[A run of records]
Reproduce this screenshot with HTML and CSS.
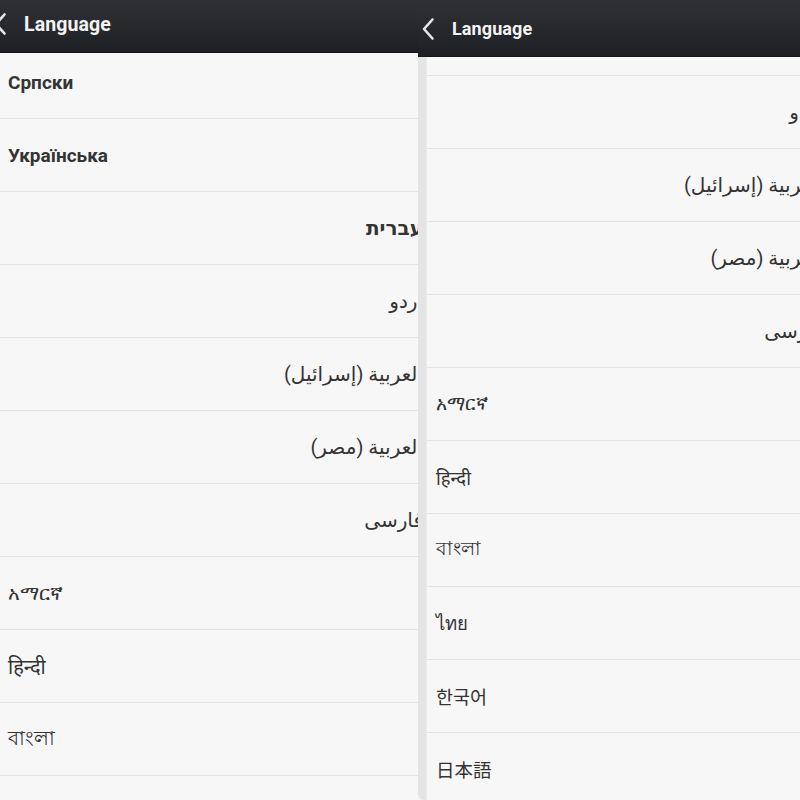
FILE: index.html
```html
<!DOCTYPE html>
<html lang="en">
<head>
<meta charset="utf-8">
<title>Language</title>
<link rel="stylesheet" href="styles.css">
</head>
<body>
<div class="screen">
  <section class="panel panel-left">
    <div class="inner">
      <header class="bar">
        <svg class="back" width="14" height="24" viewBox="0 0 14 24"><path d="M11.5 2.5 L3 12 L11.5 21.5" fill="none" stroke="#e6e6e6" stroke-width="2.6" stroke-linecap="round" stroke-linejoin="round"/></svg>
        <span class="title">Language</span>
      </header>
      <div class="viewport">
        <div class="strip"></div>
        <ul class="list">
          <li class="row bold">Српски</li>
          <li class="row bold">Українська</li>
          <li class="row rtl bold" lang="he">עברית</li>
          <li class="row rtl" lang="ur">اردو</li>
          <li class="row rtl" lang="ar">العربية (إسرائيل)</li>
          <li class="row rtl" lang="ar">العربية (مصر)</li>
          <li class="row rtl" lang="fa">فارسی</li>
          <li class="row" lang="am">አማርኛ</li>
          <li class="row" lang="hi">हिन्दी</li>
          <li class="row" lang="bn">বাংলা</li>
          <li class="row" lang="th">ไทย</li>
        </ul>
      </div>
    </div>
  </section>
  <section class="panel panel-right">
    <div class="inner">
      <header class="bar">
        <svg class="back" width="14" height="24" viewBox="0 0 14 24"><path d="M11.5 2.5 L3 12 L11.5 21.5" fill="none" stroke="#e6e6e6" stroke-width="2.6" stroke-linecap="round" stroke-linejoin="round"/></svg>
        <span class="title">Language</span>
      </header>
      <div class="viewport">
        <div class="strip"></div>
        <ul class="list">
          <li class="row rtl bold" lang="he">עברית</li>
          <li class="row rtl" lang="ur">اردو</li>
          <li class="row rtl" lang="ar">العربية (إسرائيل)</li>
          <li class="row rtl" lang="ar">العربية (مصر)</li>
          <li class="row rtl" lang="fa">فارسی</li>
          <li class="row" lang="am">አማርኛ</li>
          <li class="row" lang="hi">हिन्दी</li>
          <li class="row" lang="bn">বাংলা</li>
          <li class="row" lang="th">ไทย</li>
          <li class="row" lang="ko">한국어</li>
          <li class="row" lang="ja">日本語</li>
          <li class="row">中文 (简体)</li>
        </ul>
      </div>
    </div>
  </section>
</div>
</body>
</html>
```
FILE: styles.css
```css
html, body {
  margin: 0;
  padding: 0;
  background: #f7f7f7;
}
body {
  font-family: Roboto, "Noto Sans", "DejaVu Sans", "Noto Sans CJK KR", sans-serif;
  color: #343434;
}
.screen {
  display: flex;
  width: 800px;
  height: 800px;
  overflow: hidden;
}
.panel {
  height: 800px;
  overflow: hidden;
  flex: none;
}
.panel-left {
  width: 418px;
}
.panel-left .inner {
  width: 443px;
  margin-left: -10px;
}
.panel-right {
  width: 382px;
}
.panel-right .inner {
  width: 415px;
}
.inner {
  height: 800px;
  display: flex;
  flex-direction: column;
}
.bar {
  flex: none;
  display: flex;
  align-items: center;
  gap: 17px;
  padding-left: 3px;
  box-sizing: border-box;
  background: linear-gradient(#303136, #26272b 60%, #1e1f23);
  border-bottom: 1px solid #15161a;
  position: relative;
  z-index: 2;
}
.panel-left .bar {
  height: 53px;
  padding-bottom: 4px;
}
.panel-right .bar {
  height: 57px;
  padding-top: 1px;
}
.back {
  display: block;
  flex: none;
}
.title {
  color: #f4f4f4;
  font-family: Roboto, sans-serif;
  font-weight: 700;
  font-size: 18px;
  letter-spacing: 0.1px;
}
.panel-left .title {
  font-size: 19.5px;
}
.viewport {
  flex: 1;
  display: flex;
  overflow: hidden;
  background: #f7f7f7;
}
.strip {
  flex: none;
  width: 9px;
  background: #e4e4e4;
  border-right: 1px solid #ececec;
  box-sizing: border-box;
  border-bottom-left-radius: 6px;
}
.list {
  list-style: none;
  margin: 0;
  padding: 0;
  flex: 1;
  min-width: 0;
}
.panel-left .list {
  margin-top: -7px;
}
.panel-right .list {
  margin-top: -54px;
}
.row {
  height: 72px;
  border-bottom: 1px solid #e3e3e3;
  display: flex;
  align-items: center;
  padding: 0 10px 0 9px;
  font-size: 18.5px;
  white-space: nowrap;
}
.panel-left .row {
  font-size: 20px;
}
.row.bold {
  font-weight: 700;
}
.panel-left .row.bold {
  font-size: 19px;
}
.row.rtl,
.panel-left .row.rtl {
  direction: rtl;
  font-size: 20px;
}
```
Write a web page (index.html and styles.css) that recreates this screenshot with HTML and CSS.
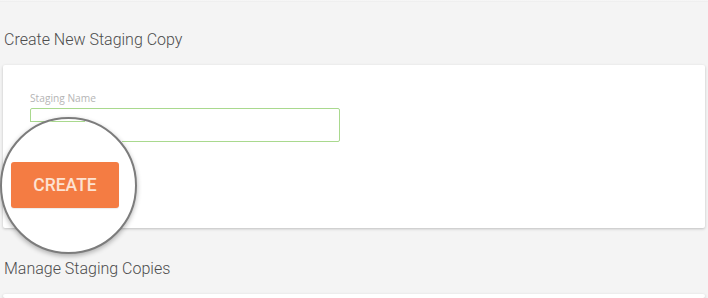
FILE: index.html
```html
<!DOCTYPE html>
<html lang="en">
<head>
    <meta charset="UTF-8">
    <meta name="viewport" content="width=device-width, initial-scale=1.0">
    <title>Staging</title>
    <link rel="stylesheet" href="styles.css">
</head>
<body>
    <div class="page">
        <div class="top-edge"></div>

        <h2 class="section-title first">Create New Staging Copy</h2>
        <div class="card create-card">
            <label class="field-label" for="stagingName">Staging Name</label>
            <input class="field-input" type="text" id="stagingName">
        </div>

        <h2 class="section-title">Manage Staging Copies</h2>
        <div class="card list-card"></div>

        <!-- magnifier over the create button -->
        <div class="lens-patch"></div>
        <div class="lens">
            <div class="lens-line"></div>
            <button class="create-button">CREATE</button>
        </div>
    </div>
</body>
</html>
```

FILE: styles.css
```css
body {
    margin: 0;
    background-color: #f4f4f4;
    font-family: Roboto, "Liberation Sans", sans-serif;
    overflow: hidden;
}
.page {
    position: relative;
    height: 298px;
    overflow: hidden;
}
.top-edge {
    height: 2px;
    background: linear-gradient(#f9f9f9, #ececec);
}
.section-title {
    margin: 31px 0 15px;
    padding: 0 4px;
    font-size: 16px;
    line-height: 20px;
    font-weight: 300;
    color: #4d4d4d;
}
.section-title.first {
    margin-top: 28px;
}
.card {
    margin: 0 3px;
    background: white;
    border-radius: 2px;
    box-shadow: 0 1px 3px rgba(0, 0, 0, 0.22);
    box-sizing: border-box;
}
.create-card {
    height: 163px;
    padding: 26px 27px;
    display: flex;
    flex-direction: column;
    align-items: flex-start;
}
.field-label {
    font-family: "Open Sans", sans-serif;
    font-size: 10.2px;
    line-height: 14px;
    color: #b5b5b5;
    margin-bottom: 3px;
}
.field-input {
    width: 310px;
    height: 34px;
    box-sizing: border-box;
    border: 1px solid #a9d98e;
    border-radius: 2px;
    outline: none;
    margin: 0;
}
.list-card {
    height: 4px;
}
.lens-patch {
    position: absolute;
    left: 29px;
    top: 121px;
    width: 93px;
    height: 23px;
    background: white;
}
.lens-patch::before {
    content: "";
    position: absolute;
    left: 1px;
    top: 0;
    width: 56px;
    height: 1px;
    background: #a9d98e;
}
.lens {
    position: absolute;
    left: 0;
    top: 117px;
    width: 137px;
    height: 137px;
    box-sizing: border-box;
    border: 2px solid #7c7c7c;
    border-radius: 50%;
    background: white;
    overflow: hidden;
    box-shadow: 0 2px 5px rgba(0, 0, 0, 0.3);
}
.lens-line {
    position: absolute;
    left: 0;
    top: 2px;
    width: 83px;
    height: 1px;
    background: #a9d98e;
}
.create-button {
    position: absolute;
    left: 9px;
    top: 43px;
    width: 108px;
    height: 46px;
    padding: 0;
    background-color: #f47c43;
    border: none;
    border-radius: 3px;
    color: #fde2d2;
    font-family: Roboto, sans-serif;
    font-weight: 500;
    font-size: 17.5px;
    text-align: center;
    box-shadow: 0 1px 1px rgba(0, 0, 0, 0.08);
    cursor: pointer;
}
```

**Exercise:** Using the records above, pull out each line where the word "this" occurs.

**Answer below:**
Reproduce this screenshot with HTML and CSS.
Write a web page (index.html and styles.css) that recreates this screenshot with HTML and CSS.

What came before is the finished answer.